I led the wireframes from low-fidelity to high-fidelity for usability testing. We identified the hierarchy of the information and made sure the content ties back to all the findings we derived from our research and testing.
We conducted four usability testing with our high-fidelity wireframes. This helped us pinpoint unclear elements and refined our understanding of users’ perspectives.
As we iterated and refined, I created our visual design system based on the color, font, and industry research I did.
We moved from low-fidelity prototypes into high-fidelity interactive prototypes as we tested, getting closer and closer to our final design.
The goal of our project is to better inform consumers of the effect of their purchases and encourage sustainable consumption of electronic devices.
Even though the goal of Ellipse is to try to change the purchasing behavior to curb the global e-waste problem, people are still the most important factor. It is crucial to constantly put ourselves in users' shoes to remind ourselves of the needs and wants of users. By understanding their desires and goals, we can provide a more user-centered design.
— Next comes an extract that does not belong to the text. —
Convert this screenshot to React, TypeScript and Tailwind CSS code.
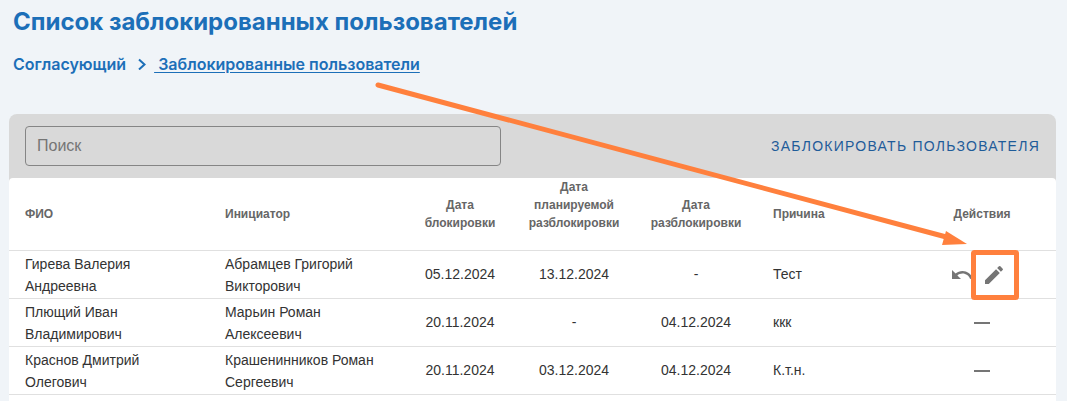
const ROW_GRID = "grid grid-cols-[216px_185px_100px_128px_116px_164px_128px]"

const rows = [
  { name: ["Гирева Валерия", "Андреевна"], by: ["Абрамцев Григорий", "Викторович"], from: "05.12.2024", plan: "13.12.2024", to: "-", why: "Тест", editable: true },
  { name: ["Плющий Иван", "Владимирович"], by: ["Марьин Роман", "Алексеевич"], from: "20.11.2024", plan: "-", to: "04.12.2024", why: "ккк", editable: false },
  { name: ["Краснов Дмитрий", "Олегович"], by: ["Крашенинников Роман", "Сергеевич"], from: "20.11.2024", plan: "03.12.2024", to: "04.12.2024", why: "К.т.н.", editable: false },
]

function Row({ row }: { row: (typeof rows)[number] }) {
  return (
    <div className={`${ROW_GRID} h-[48px] items-center border-b border-[#e0e0e0] text-[14px] leading-[22px] text-[#333333]`}>
      <div className="pl-4">{row.name[0]}<br />{row.name[1]}</div>
      <div>{row.by[0]}<br />{row.by[1]}</div>
      <div className="mb-[2px] text-center">{row.from}</div>
      <div className="mb-[2px] text-center">{row.plan}</div>
      <div className="mb-[2px] text-center">{row.to}</div>
      <div className="mb-[2px] pl-[19px]">{row.why}</div>
      {row.editable ? (
        <div className="flex items-center justify-center pr-2">
          <svg width="24" height="24" viewBox="0 0 24 24" fill="#757575">
            <path d="M12.5 8c-2.65 0-5.05.99-6.9 2.6L2 7v9h9l-3.62-3.62c1.39-1.16 3.16-1.88 5.12-1.88 3.54 0 6.55 2.31 7.6 5.5l2.37-.78C21.08 11.03 17.15 8 12.5 8z" />
          </svg>
          <svg className="ml-2" width="24" height="24" viewBox="0 0 24 24" fill="#757575">
            <path d="M3 17.25V21h3.75L17.81 9.94l-3.75-3.75L3 17.25zM20.71 7.04c.39-.39.39-1.02 0-1.41l-2.34-2.34a.9959.9959 0 0 0-1.41 0l-1.83 1.83 3.75 3.75 1.83-1.83z" />
          </svg>
        </div>
      ) : (
        <div className="flex justify-center">
          <div className="h-[2px] w-4 bg-[#757575]" />
        </div>
      )}
    </div>
  )
}

export default function App() {
  return (
    <div className="relative h-[401px] w-[1067px] overflow-hidden bg-[#f0f4f8] font-['Liberation_Sans',sans-serif]">
      <div className="px-[13px] pt-[6px] font-['Inter',sans-serif] text-[#1c6fb8]">
        <h1 className="text-[24px] leading-[32px] font-bold">Список заблокированных пользователей</h1>
        <div className="mt-[13px] flex items-center text-[16px] leading-[26px] font-semibold">
          <span>Согласующий</span>
          <svg className="ml-[11px]" width="12" height="12" viewBox="0 0 12 12" fill="none" stroke="currentColor" strokeWidth="2">
            <path d="M2 1.5l5.5 5-5.5 5" />
          </svg>
          <span className="ml-[5px] underline underline-offset-2">&nbsp;Заблокированные пользователи</span>
        </div>
      </div>

      <div className="mt-[37px] mr-[11px] ml-[9px] rounded-t-lg bg-[#d9d9d9]">
        <div className="flex h-[64px] items-start justify-between pt-3 pr-4 pl-4">
          <input
            placeholder="Поиск"
            className="h-10 w-[476px] rounded border border-[#858585] bg-transparent px-[11px] text-[16px] outline-none placeholder:text-[#757575]"
          />
          <button className="mt-[11px] text-[14px] leading-[18px] tracking-[1.25px] text-[#1f5c99]">ЗАБЛОКИРОВАТЬ ПОЛЬЗОВАТЕЛЯ</button>
        </div>

        <div className="h-[223px] rounded-t bg-white">
          <div className={`${ROW_GRID} h-[73px] items-center border-b border-[#e0e0e0] text-[12px] leading-[18px] font-bold text-[#666666]`}>
            <div className="pl-4">ФИО</div>
            <div>Инициатор</div>
            <div className="text-center">Дата<br />блокировки</div>
            <div className="mb-[18px] text-center">Дата<br />планируемой<br />разблокировки</div>
            <div className="text-center">Дата<br />разблокировки</div>
            <div className="pl-[19px]">Причина</div>
            <div className="text-center">Действия</div>
          </div>
          {rows.map((row) => (
            <Row key={row.name[0]} row={row} />
          ))}
        </div>
      </div>

      {/* annotation drawn over the screenshot */}
      <svg className="absolute top-0 left-0" width="1067" height="401" fill="none">
        <path d="M378 85L950 238" stroke="#ff803d" strokeWidth="5" strokeLinecap="round" />
        <path d="M946 231L967 244L942 245Z" fill="#ff803d" />
        <rect x="973.5" y="252.5" width="43" height="45" rx="1" stroke="#ff803d" strokeWidth="5" />
      </svg>
    </div>
  )
}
Why do we need AR? Does it have to be AR to achieve our goals? That was the question we kept asking ourselves for months. Even though the team really wanted to design an AR app, we realized that is not fully aligned with our design principles and user needs. It was a great learning experience to put what we wanted to do aside and focus on what is the best for the product and people.
Design is not only about design. I was really glad that besides all the research readings we did for the project, I was also reading other books outside of the project. The book Atomic Habits I read in my spare time turned out to help our project a lot since we were using behavioral change as our main strategy for Ellipse. It is important to be open and curious and not limit ourselves in the box so we can explore more possibilities and use our creativity fully.